In determining activities to generate massive demand for family planning, focus on branding of the communication initiative and flagship mass media campaigns were conducted both at the national and site specific levels.  The overarching umbrella that all the branding and communication activities come under is called the Get-It-Together (GIT) campaign.

Step 1:  Assessing the situation and communication resources

In assessing the family planning situation, NURHI used a number of methods: focus group discussions to gain a better understanding of family planning behavior and its determinants; a quantitative survey based on the (NURHI Baseline Household Survey which was implemented by Measurement Learning and Evaluation (MLE)), was used and other secondary analysis - the 2008 Nigerian Demographic and Health Survey (NDHS) and a Family Planning Social Mapping study to learn about community members’ attitudes toward family planning services and to identify points of entry for social mobilization activities.

Step 2:  Analyze the situation and design a demand generation strategy

In 2010, NURHI held a participatory design workshop, with stakeholders from the four initial cities, NURHI partners and a selected creative agency representatives.  The participants at this workshop analyzed the various research findings and then drafted the demand generation strategy.  The strategy was reviewed, finalized and adopted.

The demand strategy links closely with NURHI service delivery, advocacy, and public-private partnership activities.  Through a branded media campaign, NURHI directs individuals and couples to family planning services; social mobilizers talk with community members about family planning and refer them for services; the enter-educate radio drama magazine program features satisfied users discussing family planning, modeling FP use and promoting services. To improve family planning counseling, NURHI provided counseling job aids and client materials.

Step 3:  Design & test materials and interventions

‘Get it Together’ Mass Media Campaign: NURHI worked with an advertising agency Touchstone to design and place campaign media materials. NURHI put together a creative brief that guided the agency to focus on developing a program for 15 – 45 year old women and 20 – 50 year old men living in slums. The agency created concepts for a campaign ‘brand’ that NURHI reviewed and pretested with audience representatives.   “Get it together” and a puzzle logo were selected along with the tagline “Know, Talk, Go”, meaning know about family planning, talk with your partner about family planning and go for family planning services.  NURHI worked with the agency to design, pretest and produce the “Get it Together” radio and television sports, printed and branded materials. 

‘Get it Together’ Entertainment Education Radio Programs:  NURHI and partner ARDA designed, pretested and produced a three season 5 separate city-based 26-episode weekly radio program with drama, magazine elements and live call-in.  To develop the radio programs workshops were held to develop the design document and write stories and treatments. Click here for more information about the radio design process.

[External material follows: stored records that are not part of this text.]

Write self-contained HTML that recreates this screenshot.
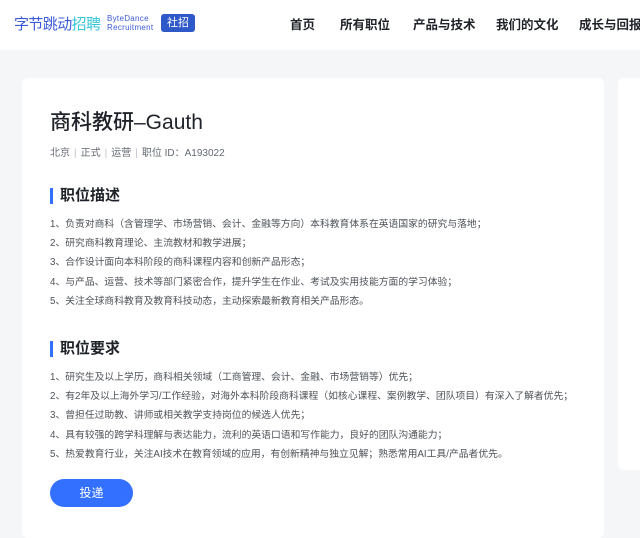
<!DOCTYPE html>
<html><head><meta charset="utf-8"><style>
*{margin:0;padding:0;box-sizing:border-box}
body{width:640px;height:523px;overflow:hidden;background:#f5f6f8;font-family:"Liberation Sans","Noto Sans CJK SC",sans-serif;position:relative}
.hdr{position:absolute;left:0;top:0;width:640px;height:50px;background:#fff}
.logo{position:absolute;left:14px;top:13px;font-size:15px;color:#3c5bd8;letter-spacing:-0.6px;white-space:nowrap}
.logo span{color:#39c6d8}
.bd{position:absolute;left:107px;top:14px;font-size:8px;line-height:9px;color:#3c5bd8;letter-spacing:0.3px}
.tag{position:absolute;left:161px;top:14px;width:34px;height:18px;background:#2f58c8;color:#fff;border-radius:3px;font-size:11px;text-align:center;line-height:18px}
.nav{position:absolute;top:14px;font-size:12.5px;color:#1f2329;font-weight:bold;white-space:nowrap}
.card{position:absolute;left:22px;top:78px;width:582px;height:460px;background:#fff;border-radius:6px}
.card2{position:absolute;left:618px;top:78px;width:40px;height:392px;background:#fff;border-radius:6px}
h1{position:absolute;left:50px;top:106px;font-size:21px;font-weight:500;color:#1f2329;white-space:nowrap}
.meta{position:absolute;left:50px;top:144px;font-size:10px;color:#646a73;white-space:nowrap}
.meta i{font-style:normal;color:#c0c4cc;margin:0 4px}
.h2{position:absolute;left:50px;font-size:15px;font-weight:bold;color:#1f2329;padding-left:7px;border-left:3px solid #3370ff;line-height:16px}
.li{position:absolute;left:50px;font-size:9.8px;color:#4e5358;white-space:nowrap}
.btn{position:absolute;left:50px;top:479px;width:83px;height:28px;background:#3370ff;border-radius:14px;color:#fff;font-size:12px;text-align:center;line-height:28px}
</style></head><body>
<div class="hdr">
<div class="logo">字节跳动<span>招聘</span></div>
<div class="bd">ByteDance<br>Recruitment</div>
<div class="tag">社招</div>
<div class="nav" style="left:290px">首页</div>
<div class="nav" style="left:340px">所有职位</div>
<div class="nav" style="left:413px">产品与技术</div>
<div class="nav" style="left:496px">我们的文化</div>
<div class="nav" style="left:579px">成长与回报</div>
</div>
<div class="card"></div><div class="card2"></div>
<h1>商科教研–Gauth</h1>
<div class="meta">北京<i>|</i>正式<i>|</i>运营<i>|</i>职位 ID：A193022</div>
<div class="h2" style="top:188px">职位描述</div>
<div class="li" style="top:216px">1、负责对商科（含管理学、市场营销、会计、金融等方向）本科教育体系在英语国家的研究与落地；</div>
<div class="li" style="top:235px">2、研究商科教育理论、主流教材和教学进展；</div>
<div class="li" style="top:254px">3、合作设计面向本科阶段的商科课程内容和创新产品形态；</div>
<div class="li" style="top:274px">4、与产品、运营、技术等部门紧密合作，提升学生在作业、考试及实用技能方面的学习体验；</div>
<div class="li" style="top:293px">5、关注全球商科教育及教育科技动态，主动探索最新教育相关产品形态。</div>
<div class="h2" style="top:341px">职位要求</div>
<div class="li" style="top:369px">1、研究生及以上学历，商科相关领域（工商管理、会计、金融、市场营销等）优先；</div>
<div class="li" style="top:388px">2、有2年及以上海外学习/工作经验，对海外本科阶段商科课程（如核心课程、案例教学、团队项目）有深入了解者优先；</div>
<div class="li" style="top:407px">3、曾担任过助教、讲师或相关教学支持岗位的候选人优先；</div>
<div class="li" style="top:427px">4、具有较强的跨学科理解与表达能力，流利的英语口语和写作能力，良好的团队沟通能力；</div>
<div class="li" style="top:446px">5、热爱教育行业，关注AI技术在教育领域的应用，有创新精神与独立见解；熟悉常用AI工具/产品者优先。</div>
<div class="btn">投递</div>
</body></html>
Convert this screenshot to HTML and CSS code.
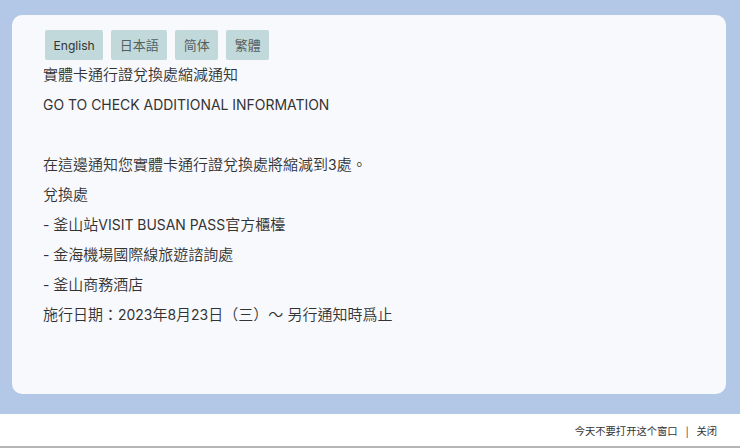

‘Get it Together’ Youth Urban Mobilization:  NURHI worked closely with its partner Centre for Communication Program Nigeria (CCPN) to develop and implement a ‘Get it Together’ Youth Urban Mobilization Strategy, that engages young  community based barbers, tailors, hairdressers and motorcycle delivery people to discuss family planning with individuals and groups within their communities. Click here for more information about the Youth Urban Mobilization Strategy.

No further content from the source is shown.